Autre exemple avec les idées du Vieta jumping

La méthode décrite ci-dessus est la méthode "standard", mais l'idée essentielle est d'utiliser les formules de Viète pour construire une solution plus petite que celle en notre possession. Il n'est donc pas obligatoire de suivre à la lettre les étapes ci-dessus pour pouvoir dire qu'on a utilisé le Vieta jumping. Voici un autre problème pour lequel on peut appliquer ce type de méthode :

Problème
Soit $a$ et $b$ des entiers strictement positifs tels que $ab$ divise $a^2+b^2+1$. Prouver que $\dfrac{a^2+b^2+1}{ab} = 3$.
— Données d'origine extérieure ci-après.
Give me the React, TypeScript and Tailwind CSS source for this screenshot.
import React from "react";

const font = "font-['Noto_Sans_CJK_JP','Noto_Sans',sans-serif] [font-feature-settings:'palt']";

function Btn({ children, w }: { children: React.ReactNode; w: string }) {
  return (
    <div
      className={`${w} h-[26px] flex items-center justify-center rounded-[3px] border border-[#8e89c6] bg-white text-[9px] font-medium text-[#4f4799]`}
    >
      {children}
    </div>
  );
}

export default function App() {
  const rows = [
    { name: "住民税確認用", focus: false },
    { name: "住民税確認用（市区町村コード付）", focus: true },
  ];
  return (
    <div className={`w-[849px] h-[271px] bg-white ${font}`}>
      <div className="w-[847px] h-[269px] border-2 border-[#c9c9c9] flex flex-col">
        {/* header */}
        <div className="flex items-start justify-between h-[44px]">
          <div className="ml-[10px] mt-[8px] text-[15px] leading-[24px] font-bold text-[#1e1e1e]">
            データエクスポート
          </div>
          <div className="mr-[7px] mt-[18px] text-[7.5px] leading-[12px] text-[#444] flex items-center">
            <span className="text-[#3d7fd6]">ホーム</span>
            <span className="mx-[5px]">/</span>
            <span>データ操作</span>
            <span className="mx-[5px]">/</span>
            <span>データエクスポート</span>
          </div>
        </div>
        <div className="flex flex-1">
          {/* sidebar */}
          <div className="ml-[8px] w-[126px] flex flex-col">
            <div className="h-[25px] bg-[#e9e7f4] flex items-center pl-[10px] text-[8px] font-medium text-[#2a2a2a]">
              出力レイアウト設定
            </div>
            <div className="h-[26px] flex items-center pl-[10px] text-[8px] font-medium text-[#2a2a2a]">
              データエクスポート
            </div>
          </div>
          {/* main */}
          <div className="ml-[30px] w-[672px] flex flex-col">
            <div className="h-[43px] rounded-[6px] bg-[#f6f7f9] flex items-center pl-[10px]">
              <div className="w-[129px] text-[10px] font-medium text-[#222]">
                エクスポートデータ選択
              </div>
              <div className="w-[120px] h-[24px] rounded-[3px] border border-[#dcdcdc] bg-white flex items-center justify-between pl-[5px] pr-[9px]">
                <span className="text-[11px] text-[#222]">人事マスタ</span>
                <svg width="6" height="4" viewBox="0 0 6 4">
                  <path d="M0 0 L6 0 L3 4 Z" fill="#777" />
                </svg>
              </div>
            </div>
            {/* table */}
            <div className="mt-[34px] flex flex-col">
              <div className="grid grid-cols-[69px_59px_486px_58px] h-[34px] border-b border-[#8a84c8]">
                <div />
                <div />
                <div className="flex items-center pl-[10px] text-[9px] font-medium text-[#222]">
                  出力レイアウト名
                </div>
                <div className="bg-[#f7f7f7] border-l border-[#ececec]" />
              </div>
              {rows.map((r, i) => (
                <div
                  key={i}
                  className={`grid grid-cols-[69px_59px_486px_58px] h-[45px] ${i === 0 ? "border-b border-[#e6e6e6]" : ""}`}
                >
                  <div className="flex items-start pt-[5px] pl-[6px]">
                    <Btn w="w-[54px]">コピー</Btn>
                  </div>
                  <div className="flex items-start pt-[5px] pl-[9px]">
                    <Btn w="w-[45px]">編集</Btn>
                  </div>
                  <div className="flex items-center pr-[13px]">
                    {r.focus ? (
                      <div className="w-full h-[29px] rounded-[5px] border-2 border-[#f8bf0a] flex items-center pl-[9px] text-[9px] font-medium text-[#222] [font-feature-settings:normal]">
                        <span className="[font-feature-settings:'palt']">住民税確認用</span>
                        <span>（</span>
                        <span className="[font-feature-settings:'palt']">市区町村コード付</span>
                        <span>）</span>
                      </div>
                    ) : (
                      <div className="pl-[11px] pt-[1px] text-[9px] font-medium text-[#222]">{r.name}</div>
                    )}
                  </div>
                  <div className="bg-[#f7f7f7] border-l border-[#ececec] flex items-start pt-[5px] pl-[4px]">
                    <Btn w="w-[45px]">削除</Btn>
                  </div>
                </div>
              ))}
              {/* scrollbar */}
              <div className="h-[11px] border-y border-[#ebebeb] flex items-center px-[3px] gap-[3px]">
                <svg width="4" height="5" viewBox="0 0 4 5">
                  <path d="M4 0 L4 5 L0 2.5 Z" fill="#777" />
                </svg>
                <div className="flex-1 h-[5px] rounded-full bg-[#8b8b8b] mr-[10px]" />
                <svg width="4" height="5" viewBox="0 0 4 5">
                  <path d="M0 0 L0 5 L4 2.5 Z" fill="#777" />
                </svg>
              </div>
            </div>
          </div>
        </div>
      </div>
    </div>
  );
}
Une solution à ce problème est la suivante :

Solution
  1. Si $a = b$, alors $a^2$ divise $2a^2+1$ donc $a = 1$ et l'énoncé est bien vérifié. Supposons à présent que $a \neq b$, et sans perte de généralité que $a > b$.

  2. Notons $k = \frac{a^2+b^2+1}{ab}$. Cette relation s'écrit aussi $a^2 - bk \cdot a + (b^2+1) = 0$. Donc $a$ est une racine du polynôme
    $$x^2 - bk \cdot x + (b^2+1) = 0.$$ L'autre racine $r$ de ce polynôme vérifie, au vu des formules de Viète, $a+r = bk$ et $ar = b^2+1$. On a donc $r = bk - a \ \ (*)$ et $r = \frac{b^2+1}{a} \ \ (**)$.
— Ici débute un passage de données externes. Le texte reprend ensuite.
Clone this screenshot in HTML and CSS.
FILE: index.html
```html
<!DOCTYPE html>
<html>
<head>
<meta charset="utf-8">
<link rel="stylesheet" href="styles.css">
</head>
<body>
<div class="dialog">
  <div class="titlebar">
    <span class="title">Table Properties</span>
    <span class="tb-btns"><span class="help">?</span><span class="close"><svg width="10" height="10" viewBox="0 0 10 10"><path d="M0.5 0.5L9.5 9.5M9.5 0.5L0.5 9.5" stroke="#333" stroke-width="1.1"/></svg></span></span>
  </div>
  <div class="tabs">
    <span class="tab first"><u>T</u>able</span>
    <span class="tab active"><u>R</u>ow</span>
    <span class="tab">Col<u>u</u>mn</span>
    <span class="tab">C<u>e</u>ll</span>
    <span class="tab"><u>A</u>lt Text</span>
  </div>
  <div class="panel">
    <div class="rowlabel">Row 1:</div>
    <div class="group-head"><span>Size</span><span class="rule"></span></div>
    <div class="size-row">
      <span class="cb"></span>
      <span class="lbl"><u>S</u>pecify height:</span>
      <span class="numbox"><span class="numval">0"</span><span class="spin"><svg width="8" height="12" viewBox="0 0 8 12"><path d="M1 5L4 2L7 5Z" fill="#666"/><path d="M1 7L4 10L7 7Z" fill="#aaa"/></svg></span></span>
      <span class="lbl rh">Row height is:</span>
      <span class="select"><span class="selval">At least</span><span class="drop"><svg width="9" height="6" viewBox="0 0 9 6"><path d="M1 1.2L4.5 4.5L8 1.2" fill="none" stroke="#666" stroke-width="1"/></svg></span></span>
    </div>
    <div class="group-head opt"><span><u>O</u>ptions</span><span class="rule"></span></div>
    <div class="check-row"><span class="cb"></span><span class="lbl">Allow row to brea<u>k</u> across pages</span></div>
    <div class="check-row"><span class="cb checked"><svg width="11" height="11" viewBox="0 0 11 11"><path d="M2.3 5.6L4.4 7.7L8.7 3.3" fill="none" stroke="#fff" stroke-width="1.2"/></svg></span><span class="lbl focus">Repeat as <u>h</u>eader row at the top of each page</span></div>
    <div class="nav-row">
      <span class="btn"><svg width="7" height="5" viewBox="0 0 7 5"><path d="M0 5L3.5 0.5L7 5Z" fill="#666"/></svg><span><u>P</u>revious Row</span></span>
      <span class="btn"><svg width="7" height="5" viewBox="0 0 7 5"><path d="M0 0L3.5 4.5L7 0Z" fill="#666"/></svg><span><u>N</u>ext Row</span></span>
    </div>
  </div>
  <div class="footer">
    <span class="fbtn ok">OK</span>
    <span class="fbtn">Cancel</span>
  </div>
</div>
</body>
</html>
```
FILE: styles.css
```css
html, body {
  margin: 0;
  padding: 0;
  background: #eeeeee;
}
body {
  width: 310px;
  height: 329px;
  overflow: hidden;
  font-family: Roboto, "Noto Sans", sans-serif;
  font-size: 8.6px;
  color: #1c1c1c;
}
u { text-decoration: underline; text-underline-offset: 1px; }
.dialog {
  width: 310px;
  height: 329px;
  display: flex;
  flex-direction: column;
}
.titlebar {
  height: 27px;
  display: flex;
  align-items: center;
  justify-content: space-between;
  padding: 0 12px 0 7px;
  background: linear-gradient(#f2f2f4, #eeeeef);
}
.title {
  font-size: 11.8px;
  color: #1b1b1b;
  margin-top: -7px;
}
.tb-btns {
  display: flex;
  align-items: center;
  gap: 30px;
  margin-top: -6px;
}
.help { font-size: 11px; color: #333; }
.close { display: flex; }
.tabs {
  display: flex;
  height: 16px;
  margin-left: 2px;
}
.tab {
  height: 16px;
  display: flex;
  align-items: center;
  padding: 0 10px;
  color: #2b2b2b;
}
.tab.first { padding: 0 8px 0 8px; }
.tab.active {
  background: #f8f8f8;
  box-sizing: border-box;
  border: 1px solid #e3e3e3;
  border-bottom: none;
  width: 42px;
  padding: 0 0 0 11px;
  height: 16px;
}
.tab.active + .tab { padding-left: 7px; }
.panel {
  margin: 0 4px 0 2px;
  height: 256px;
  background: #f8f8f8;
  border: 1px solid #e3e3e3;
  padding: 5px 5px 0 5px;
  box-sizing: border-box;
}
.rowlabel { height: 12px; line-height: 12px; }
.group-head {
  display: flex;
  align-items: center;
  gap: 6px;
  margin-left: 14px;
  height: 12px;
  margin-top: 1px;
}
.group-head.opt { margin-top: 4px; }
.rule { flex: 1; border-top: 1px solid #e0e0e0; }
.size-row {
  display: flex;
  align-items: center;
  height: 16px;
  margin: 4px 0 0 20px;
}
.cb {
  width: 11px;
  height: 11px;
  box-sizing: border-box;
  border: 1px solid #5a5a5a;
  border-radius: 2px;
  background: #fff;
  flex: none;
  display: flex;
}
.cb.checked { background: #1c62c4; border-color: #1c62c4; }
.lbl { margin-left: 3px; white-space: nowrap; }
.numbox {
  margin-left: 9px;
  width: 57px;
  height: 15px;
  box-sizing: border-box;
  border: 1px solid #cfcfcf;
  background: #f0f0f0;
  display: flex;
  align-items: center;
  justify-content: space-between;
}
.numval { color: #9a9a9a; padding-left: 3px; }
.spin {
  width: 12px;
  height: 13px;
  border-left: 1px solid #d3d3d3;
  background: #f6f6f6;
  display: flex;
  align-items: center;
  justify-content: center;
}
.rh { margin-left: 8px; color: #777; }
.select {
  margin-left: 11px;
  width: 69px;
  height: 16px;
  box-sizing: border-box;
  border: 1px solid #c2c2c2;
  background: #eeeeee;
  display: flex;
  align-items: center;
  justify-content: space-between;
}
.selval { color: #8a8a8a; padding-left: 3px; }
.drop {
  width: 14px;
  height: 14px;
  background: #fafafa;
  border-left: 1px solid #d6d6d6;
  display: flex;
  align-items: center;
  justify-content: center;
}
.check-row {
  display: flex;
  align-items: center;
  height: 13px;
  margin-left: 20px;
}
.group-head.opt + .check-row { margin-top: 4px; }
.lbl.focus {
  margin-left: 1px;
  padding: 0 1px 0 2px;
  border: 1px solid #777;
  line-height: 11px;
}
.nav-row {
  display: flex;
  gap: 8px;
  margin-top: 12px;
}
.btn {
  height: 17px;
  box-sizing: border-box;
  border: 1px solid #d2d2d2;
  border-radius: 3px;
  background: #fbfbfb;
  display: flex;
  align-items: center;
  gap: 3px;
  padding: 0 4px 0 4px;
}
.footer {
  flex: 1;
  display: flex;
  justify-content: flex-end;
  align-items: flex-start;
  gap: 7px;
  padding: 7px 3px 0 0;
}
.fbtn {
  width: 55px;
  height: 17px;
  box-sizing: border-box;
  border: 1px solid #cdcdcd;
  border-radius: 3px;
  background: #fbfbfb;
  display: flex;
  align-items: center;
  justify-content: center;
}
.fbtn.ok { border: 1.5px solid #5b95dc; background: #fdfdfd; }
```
  3. On a par $(*)$ que $r$ est un nombre entier, et par $(**)$ que $r > 0$. De plus, comme $a > b$, on a $r = \frac{b^2+1}{a} < b$ sauf pour $(a,b) = (2,1)$. À moins d'être dans ce dernier cas, on peut donc remplacer $(a,b)$ par $(b,r)$, qui est une solution plus petite et pour laquelle la valeur de $k$ reste inchangée.

  4. Cette opération peut être répétée tant que $(a,b) \neq (2,1)$. À terme, on arrive au cas où $(a,b) = (2,1)$ pour lequel on a $k = 3$. Cela signifie que, depuis le début de notre descente, $k$ est égal à $3$.

(Cette page est inspirée de l'article Wikipédia correspondant.)